Problem statement
Pictures aside, quote the whole listing exactly.

Data excerpt
---*---
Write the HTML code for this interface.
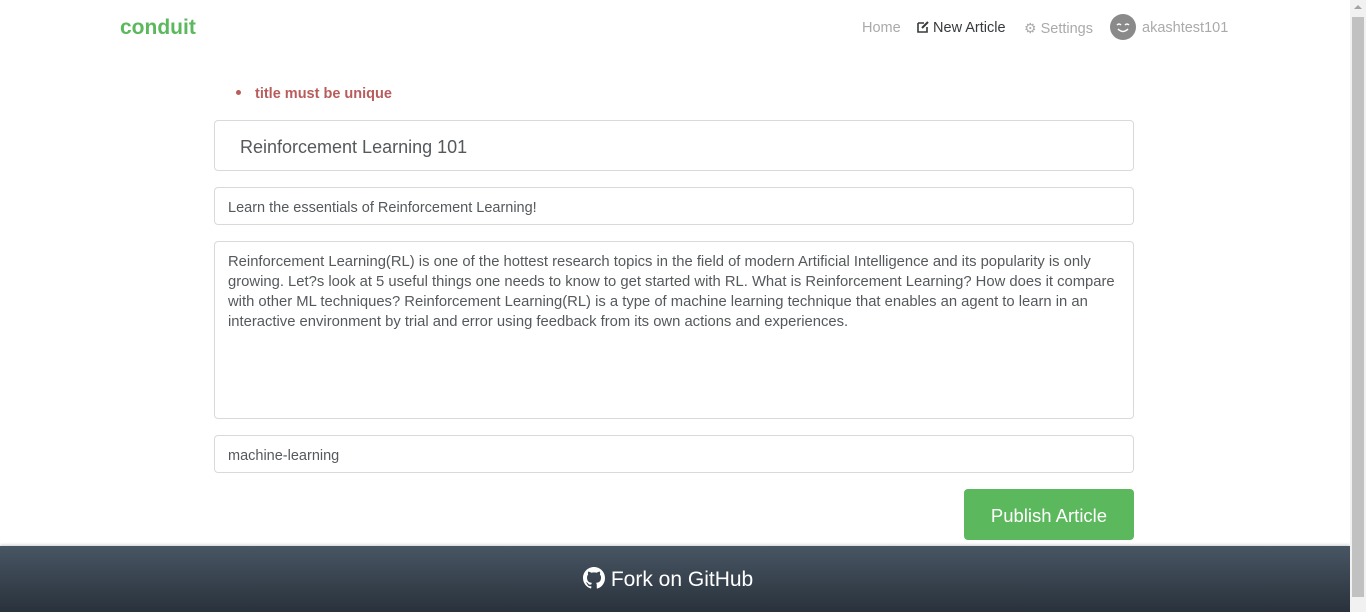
<!DOCTYPE html>
<html><head><meta charset="utf-8"><style>
*{box-sizing:border-box;margin:0;padding:0}
body{width:1366px;height:612px;overflow:hidden;background:#fff;font-family:"Liberation Sans",sans-serif;position:relative}
.sb{position:absolute;right:0;top:0;width:16px;height:612px;background:#f1f1f1}
.sb .th{position:absolute;left:2px;top:17px;width:12px;height:580px;background:#c1c1c1}
.sb .up{position:absolute;left:4px;top:5px;width:0;height:0;border-left:4px solid transparent;border-right:4px solid transparent;border-bottom:4px solid #a3a3a3}
.logo{position:absolute;left:120px;top:16px;color:#5cb85c;font-weight:bold;font-size:21px}
.nav{position:absolute;top:20px;font-size:14.5px;color:#aaa}
.err{position:absolute;left:237px;top:86px;color:#b85c5c;font-weight:bold;font-size:14.5px}
.err:before{content:"";position:absolute;left:0;top:4px;width:5px;height:5px;border-radius:50%;background:#b85c5c;margin-left:-1px}
.err span{margin-left:18px}
.in{position:absolute;left:214px;width:920px;border:1px solid #d9d9d9;border-radius:4px;color:#55595c;font-size:14.5px;padding-left:13px}
.pub{position:absolute;left:964px;top:489px;width:170px;height:51px;background:#5cb85c;border-radius:4px;color:#fff;font-size:18.5px;text-align:center;line-height:53px}
.foot{position:absolute;left:0;top:546px;width:1350px;height:66px;background:linear-gradient(#485563,#29323c);color:#fff;font-size:21px;box-shadow:0 -1px 3px rgba(0,0,0,.2)}
</style></head><body>
<div class="logo">conduit</div>
<div class="nav" style="left:862px">Home</div>
<div class="nav" style="left:917px;color:#373a3c"><svg width="12" height="12" viewBox="0 0 12 12" style="vertical-align:-1px"><path d="M1 2h6M1 2v9h9V6" fill="none" stroke="#373a3c" stroke-width="1.6"/><path d="M5 7l6-6" stroke="#373a3c" stroke-width="2"/></svg> New Article</div>
<div class="nav" style="left:1024px"><span style="font-size:14px">⚙</span> Settings</div>
<div style="position:absolute;left:1110px;top:14px;width:26px;height:26px;border-radius:50%;background:#8a8a8a"><svg width="26" height="26"><path d="M7 11q2-2 4 0M15 11q2-2 4 0M8 15q5 5 10 0" fill="none" stroke="#fff" stroke-width="1.5"/></svg></div>
<div class="nav" style="left:1142px">akashtest101</div>
<div class="err"><span>title must be unique</span></div>
<div class="in" style="top:120px;height:51px;font-size:18px;line-height:52px;padding-left:25px">Reinforcement Learning 101</div>
<div class="in" style="top:187px;height:38px;line-height:40px">Learn the essentials of Reinforcement Learning!</div>
<div class="in" style="top:241px;height:178px;padding-top:10px;line-height:20px;font-size:14.8px;white-space:nowrap;overflow:hidden">Reinforcement Learning(RL) is one of the hottest research topics in the field of modern Artificial Intelligence and its popularity is only<br>growing. Let?s look at 5 useful things one needs to know to get started with RL. What is Reinforcement Learning? How does it compare<br>with other ML techniques? Reinforcement Learning(RL) is a type of machine learning technique that enables an agent to learn in an<br>interactive environment by trial and error using feedback from its own actions and experiences.</div>
<div class="in" style="top:435px;height:38px;line-height:40px">machine-learning</div>
<div class="pub">Publish Article</div>
<div class="foot"><div style="position:absolute;left:583px;top:21px;"><svg width="22" height="22" viewBox="0 0 16 16" style="vertical-align:-3px"><path fill="#fff" d="M8 0C3.58 0 0 3.58 0 8c0 3.540 2.29 6.53 5.47 7.59.4.07.55-.17.55-.38v-1.33c-2.23.48-2.7-1.070-2.7-1.07-.36-.92-.89-1.17-.89-1.17-.73-.5.06-.49.06-.49.8.06 1.23.83 1.23.83.71 1.22 1.870.87 2.33.66.07-.52.28-.87.51-1.07-1.78-.2-3.64-.89-3.64-3.95 0-.87.31-1.59.82-2.15-.08-.2-.36-1.02.08-2.12 0 0 .67-.21 2.2.82a7.6 7.6 0 0 1 4 0c1.53-1.04 2.2-.82 2.2-.82.44 1.1.16 1.92.08 2.12.51.56.82 1.27.82 2.15 0 3.07-1.87 3.75-3.65 3.95.29.25.54.73.54 1.48v2.2c0 .21.15.46.55.38A8.01 8.01 0 0 0 16 8c0-4.42-3.58-8-8-8z"/></svg> Fork on GitHub</div></div>
<div class="sb"><div class="up"></div><div class="th"></div></div>
</body></html>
---*---
Response
Write the HTML code for this interface.
<!DOCTYPE html>
<html><head><meta charset="utf-8"><style>
*{box-sizing:border-box;margin:0;padding:0}
body{width:1366px;height:612px;overflow:hidden;background:#fff;font-family:"Liberation Sans",sans-serif;position:relative}
.sb{position:absolute;right:0;top:0;width:16px;height:612px;background:#f1f1f1}
.sb .th{position:absolute;left:2px;top:17px;width:12px;height:580px;background:#c1c1c1}
.sb .up{position:absolute;left:4px;top:5px;width:0;height:0;border-left:4px solid transparent;border-right:4px solid transparent;border-bottom:4px solid #a3a3a3}
.logo{position:absolute;left:120px;top:16px;color:#5cb85c;font-weight:bold;font-size:21px}
.nav{position:absolute;top:20px;font-size:14.5px;color:#aaa}
.err{position:absolute;left:237px;top:86px;color:#b85c5c;font-weight:bold;font-size:14.5px}
.err:before{content:"";position:absolute;left:0;top:4px;width:5px;height:5px;border-radius:50%;background:#b85c5c;margin-left:-1px}
.err span{margin-left:18px}
.in{position:absolute;left:214px;width:920px;border:1px solid #d9d9d9;border-radius:4px;color:#55595c;font-size:14.5px;padding-left:13px}
.pub{position:absolute;left:964px;top:489px;width:170px;height:51px;background:#5cb85c;border-radius:4px;color:#fff;font-size:18.5px;text-align:center;line-height:53px}
.foot{position:absolute;left:0;top:546px;width:1350px;height:66px;background:linear-gradient(#485563,#29323c);color:#fff;font-size:21px;box-shadow:0 -1px 3px rgba(0,0,0,.2)}
</style></head><body>
<div class="logo">conduit</div>
<div class="nav" style="left:862px">Home</div>
<div class="nav" style="left:917px;color:#373a3c"><svg width="12" height="12" viewBox="0 0 12 12" style="vertical-align:-1px"><path d="M1 2h6M1 2v9h9V6" fill="none" stroke="#373a3c" stroke-width="1.6"/><path d="M5 7l6-6" stroke="#373a3c" stroke-width="2"/></svg> New Article</div>
<div class="nav" style="left:1024px"><span style="font-size:14px">⚙</span> Settings</div>
<div style="position:absolute;left:1110px;top:14px;width:26px;height:26px;border-radius:50%;background:#8a8a8a"><svg width="26" height="26"><path d="M7 11q2-2 4 0M15 11q2-2 4 0M8 15q5 5 10 0" fill="none" stroke="#fff" stroke-width="1.5"/></svg></div>
<div class="nav" style="left:1142px">akashtest101</div>
<div class="err"><span>title must be unique</span></div>
<div class="in" style="top:120px;height:51px;font-size:18px;line-height:52px;padding-left:25px">Reinforcement Learning 101</div>
<div class="in" style="top:187px;height:38px;line-height:40px">Learn the essentials of Reinforcement Learning!</div>
<div class="in" style="top:241px;height:178px;padding-top:10px;line-height:20px;font-size:14.8px;white-space:nowrap;overflow:hidden">Reinforcement Learning(RL) is one of the hottest research topics in the field of modern Artificial Intelligence and its popularity is only<br>growing. Let?s look at 5 useful things one needs to know to get started with RL. What is Reinforcement Learning? How does it compare<br>with other ML techniques? Reinforcement Learning(RL) is a type of machine learning technique that enables an agent to learn in an<br>interactive environment by trial and error using feedback from its own actions and experiences.</div>
<div class="in" style="top:435px;height:38px;line-height:40px">machine-learning</div>
<div class="pub">Publish Article</div>
<div class="foot"><div style="position:absolute;left:583px;top:21px;"><svg width="22" height="22" viewBox="0 0 16 16" style="vertical-align:-3px"><path fill="#fff" d="M8 0C3.58 0 0 3.58 0 8c0 3.540 2.29 6.53 5.47 7.59.4.07.55-.17.55-.38v-1.33c-2.23.48-2.7-1.070-2.7-1.07-.36-.92-.89-1.17-.89-1.17-.73-.5.06-.49.06-.49.8.06 1.23.83 1.23.83.71 1.22 1.870.87 2.33.66.07-.52.28-.87.51-1.07-1.78-.2-3.64-.89-3.64-3.95 0-.87.31-1.59.82-2.15-.08-.2-.36-1.02.08-2.12 0 0 .67-.21 2.2.82a7.6 7.6 0 0 1 4 0c1.53-1.04 2.2-.82 2.2-.82.44 1.1.16 1.92.08 2.12.51.56.82 1.27.82 2.15 0 3.07-1.87 3.75-3.65 3.95.29.25.54.73.54 1.48v2.2c0 .21.15.46.55.38A8.01 8.01 0 0 0 16 8c0-4.42-3.58-8-8-8z"/></svg> Fork on GitHub</div></div>
<div class="sb"><div class="up"></div><div class="th"></div></div>
</body></html>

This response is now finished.